Debería ser costumbre —si no es que obligación— honrar a las mujeres que son madres sin serlo. Hablo de las mujeres enfermeras, nodrizas, anestesistas, nanas, cocineras, arquitectas de todo, ingenieras hasta en las recetas, maestras que contagian libros y modos… hablo de la mujer que sin ser madre nos cargó en más de un berrinche y nos narró los primeros cuentos. Hablo de que a mí se me concedió llegar a un mundo con una segunda madre desde infancia que se llama Lola Margarita López Anaya y con estas líneas celebro sus primeros 85 años de vida, ya vacunada contra el covid… curada de todo espanto habiendo lidiado conmigo de niño traviesísimo.
Lola se llama así aunque su biografía ha sido un mural de no pocos dolores que ella siempre ha sabido superar con ejemplar tenacidad y ternura. Por un error irracional de la incondicional fe ciega de mi abuelo médico en la práctica homeopática, su hija Lola no tuvo la vacuna contra un demonio llamado poliomielitis que le marcó las piernas para siempre y que —sin embargo— no mermó la fortaleza incondicional y el empeño diario que ha ejercido no sólo cada uno de los días en que cuidó de mis abuelos, tíos y primos como pilar de un hogar intacto, sino particularmente como el faro luminoso que ayudó a mi madre a salir del bosque de una amnesia.

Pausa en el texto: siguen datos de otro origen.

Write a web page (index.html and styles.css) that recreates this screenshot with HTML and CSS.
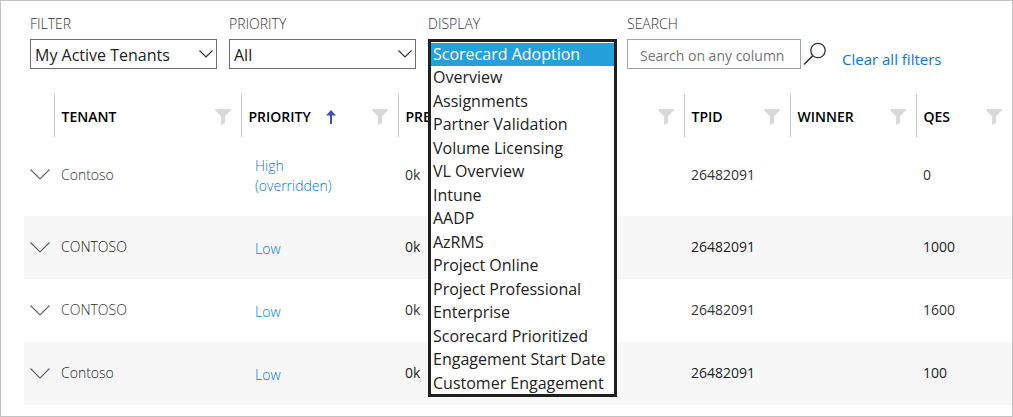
FILE: index.html
```html
<!DOCTYPE html>
<html lang="en">
<head>
<meta charset="utf-8">
<title>Tenants</title>
<link rel="stylesheet" href="styles.css">
</head>
<body>
<svg class="sprite" aria-hidden="true">
  <symbol id="funnel" viewBox="0 0 16 16"><path d="M0 0H16V1L10 7.500V14L6 16V7.500L0 1Z" fill="currentColor"/></symbol>
  <symbol id="expand" viewBox="0 0 20 11"><path d="M.5.5 10 10 19.500.5" fill="none" stroke="currentColor" stroke-width="1.200"/></symbol>
  <symbol id="caret" viewBox="0 0 14 8"><path d="M.5.5 7 7 13.500.5" fill="none" stroke="currentColor" stroke-width="1.200"/></symbol>
</svg>
<main class="frame">
  <form class="toolbar">
    <div class="field">
      <label class="label" for="filter">FILTER</label>
      <div class="select-box">
        <select class="select" id="filter"><option>My Active Tenants</option></select>
        <svg class="caret"><use href="#caret"/></svg>
      </div>
    </div>
    <div class="field">
      <label class="label" for="priority">PRIORITY</label>
      <div class="select-box">
        <select class="select" id="priority"><option>All</option></select>
        <svg class="caret"><use href="#caret"/></svg>
      </div>
    </div>
    <div class="field field-display">
      <label class="label" for="display">DISPLAY</label>
      <div class="list-anchor">
        <select class="list" id="display" size="15">
          <option selected>Scorecard Adoption</option>
          <option>Overview</option>
          <option>Assignments</option>
          <option>Partner Validation</option>
          <option>Volume Licensing</option>
          <option>VL Overview</option>
          <option>Intune</option>
          <option>AADP</option>
          <option>AzRMS</option>
          <option>Project Online</option>
          <option>Project Professional</option>
          <option>Enterprise</option>
          <option>Scorecard Prioritized</option>
          <option>Engagement Start Date</option>
          <option>Customer Engagement</option>
        </select>
      </div>
    </div>
    <div class="field field-search">
      <label class="label" for="search">SEARCH</label>
      <div class="search-row">
        <input class="search" id="search" type="text" placeholder="Search on any column">
        <button class="icon-button" type="button" aria-label="Search"><svg class="magnifier" viewBox="0 0 24 24"><circle cx="15" cy="8.500" r="7.200" fill="none" stroke="currentColor" stroke-width="1.300"/><path d="M9.800 13.600 1 22.500" stroke="currentColor" stroke-width="1.500"/></svg></button>
        <a class="clear" href="#">Clear all filters</a>
      </div>
    </div>
  </form>

  <table class="grid">
    <colgroup>
      <col class="col-expand"><col class="col-tenant"><col class="col-priority"><col class="col-pre"><col class="col-tpid"><col class="col-winner"><col class="col-qes">
    </colgroup>
    <thead>
      <tr>
        <td></td>
        <th scope="col"><div class="head"><span>TENANT</span><button class="icon-button" type="button" aria-label="Filter tenant"><svg class="funnel"><use href="#funnel"/></svg></button></div></th>
        <th scope="col" aria-sort="ascending"><div class="head"><span class="sorted">PRIORITY<svg class="arrow" viewBox="0 0 10 14"><path d="M5 0 10 5.500H6V14H4V5.500H0Z" fill="currentColor"/></svg></span><button class="icon-button" type="button" aria-label="Filter priority"><svg class="funnel"><use href="#funnel"/></svg></button></div></th>
        <th scope="col"><div class="head"><span>PRE</span><button class="icon-button" type="button" aria-label="Filter column"><svg class="funnel"><use href="#funnel"/></svg></button></div></th>
        <th scope="col"><div class="head"><span>TPID</span><button class="icon-button" type="button" aria-label="Filter TPID"><svg class="funnel"><use href="#funnel"/></svg></button></div></th>
        <th scope="col"><div class="head"><span>WINNER</span><button class="icon-button" type="button" aria-label="Filter winner"><svg class="funnel"><use href="#funnel"/></svg></button></div></th>
        <th scope="col"><div class="head"><span>QES</span><button class="icon-button" type="button" aria-label="Filter QES"><svg class="funnel"><use href="#funnel"/></svg></button></div></th>
      </tr>
    </thead>
    <tbody>
      <tr class="row-tall">
        <td class="expand-cell"><button class="icon-button" type="button" aria-label="Expand"><svg class="expand"><use href="#expand"/></svg></button></td>
        <td class="tenant">Contoso</td>
        <td class="priority"><a href="#">High<br>(overridden)</a></td>
        <td>0k</td><td>26482091</td><td></td><td>0</td>
      </tr>
      <tr>
        <td class="expand-cell"><button class="icon-button" type="button" aria-label="Expand"><svg class="expand"><use href="#expand"/></svg></button></td>
        <td class="tenant">CONTOSO</td>
        <td class="priority"><a href="#">Low</a></td>
        <td>0k</td><td>26482091</td><td></td><td>1000</td>
      </tr>
      <tr>
        <td class="expand-cell"><button class="icon-button" type="button" aria-label="Expand"><svg class="expand"><use href="#expand"/></svg></button></td>
        <td class="tenant">CONTOSO</td>
        <td class="priority"><a href="#">Low</a></td>
        <td>0k</td><td>26482091</td><td></td><td>1600</td>
      </tr>
      <tr>
        <td class="expand-cell"><button class="icon-button" type="button" aria-label="Expand"><svg class="expand"><use href="#expand"/></svg></button></td>
        <td class="tenant">Contoso</td>
        <td class="priority"><a href="#">Low</a></td>
        <td>0k</td><td>26482091</td><td></td><td>100</td>
      </tr>
    </tbody>
  </table>
</main>
</body>
</html>
```

FILE: styles.css
```css
* { box-sizing: border-box; }

body {
  margin: 0;
  background: #fff;
  color: #333;
  font-family: "Open Sans", "Noto Sans", sans-serif;
  font-size: 14px;
  line-height: 20px;
}

a { color: #0a78d0; text-decoration: none; }
svg { display: block; }
.sprite { position: absolute; width: 0; height: 0; }

.frame {
  min-height: 100vh;
  padding: 12px 0 10px 23px;
  border: 1px solid #c3c3c3;
}

.toolbar {
  display: flex;
  gap: 12px;
  padding: 0 6px;
}

.field { width: 187px; }
.field-display { width: 188px; }
.field-search { flex: 1; margin-left: -1px; }

.label {
  display: block;
  height: 26px;
  font-size: 14px;
  font-weight: 300;
  line-height: 22px;
}

.select-box, .list-anchor { position: relative; height: 30px; }

.select {
  appearance: none;
  width: 100%;
  height: 30px;
  padding: 2px 24px 0 4px;
  border: 1px solid #6e6e6e;
  border-radius: 0;
  background: #fff;
  color: #222;
  font: 16px/24px "Open Sans", "Noto Sans", sans-serif;
}

.caret {
  position: absolute;
  top: 11px;
  right: 4px;
  width: 14px;
  height: 8px;
  color: #333;
  pointer-events: none;
}

.list {
  position: absolute;
  top: 0;
  left: 0;
  z-index: 1;
  width: 189px;
  height: 358px;
  padding: 1px 0 0;
  overflow: hidden;
  border: 3px solid #1f1f1f;
  border-radius: 0;
  outline: 0;
  background: #fff;
  color: #222;
  font: 16px/23px "Open Sans", "Noto Sans", sans-serif;
}

.list option {
  height: 23px;
  min-height: 23px;
  padding: 0 2px;
  line-height: 23px;
}

.list option:nth-child(even) { height: 24px; line-height: 24px; }

.list option:checked {
  background: #26a0da linear-gradient(#26a0da, #26a0da);
  color: #fff;
  -webkit-text-fill-color: #fff;
}

.search-row { display: flex; }

.search {
  width: 174px;
  height: 30px;
  padding: 2px 11px 0 12px;
  border: 1px solid #9aa8a8;
  border-radius: 0;
  font: 14px/24px "Open Sans", "Noto Sans", sans-serif;
}

.search::placeholder { color: #757575; }

.icon-button {
  padding: 0;
  border: 0;
  background: none;
  color: inherit;
}

.magnifier { width: 24px; height: 24px; margin-left: 2px; color: #333; }
.clear { margin: 10px 0 0 15px; font-size: 15px; }

.grid {
  width: 100%;
  margin-top: 25px;
  table-layout: fixed;
  border-collapse: collapse;
}

.col-expand { width: 30px; }
.col-tenant { width: 187px; }
.col-priority { width: 157px; }
.col-pre { width: 286px; }
.col-tpid { width: 106px; }
.col-winner { width: 126px; }
.col-qes { width: 96px; }

th {
  height: 43px;
  padding: 2px 10px 0 7px;
  border-left: 1px solid #c6c6c6;
  color: #000;
  font-size: 14px;
  font-weight: 600;
  text-align: left;
}

.head, .sorted { display: flex; align-items: center; }
.head { justify-content: space-between; }
.sorted { gap: 15px; }
.arrow { width: 10px; height: 14px; color: #3f51b5; }
.funnel { width: 16px; height: 16px; color: #d9d9d9; }

tbody td { height: 63px; padding: 0 0 2px 7px; }
tbody .row-tall td { height: 79px; padding-bottom: 3px; }
tbody tr:nth-child(even) { background: #f7f7f7; color: #222; }
tbody .expand-cell { padding: 0 0 0 6px; }
.expand { width: 20px; height: 11px; color: #666; }
.tenant { font-weight: 300; }
tbody .priority { padding: 2px 0 0 14px; font-weight: 300; }
tbody .row-tall .priority { padding-bottom: 4px; }
```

Cuando mi madre perdió la memoria por una trombosis cerebral, su hermana Lola rehízo en su mente las vocales del español y todos los nombres de las personas y de las cosas, las páginas con todos sus párrafos y los paisajes que han conformado una vida feliz para ambas, que siguen juntas hasta el Sol de hoy, cumpliendo en cada atardecer la callada liturgia de saberse unidas en tantos fantasmas y fantasías, tanta sobremesa de sabrosa platica y tantísimos recuerdos que parecen novela a dos voces.
La hermana más que hermana de mi madre no sólo es la mujer ejemplar a quien más lata le ha dado en la vida, sino a la que debo la impagable bendición de haberme enseñado a tocar la guitarra, cantar a dos voces, navegar el laberinto de calles de la vieja Ciudad de México, rezar cada metáfora del rosario, atesorar los moños multicolores de los regalos… honrar a los mayores de todo pretérito y atesorar el milagro de contar siempre con ella.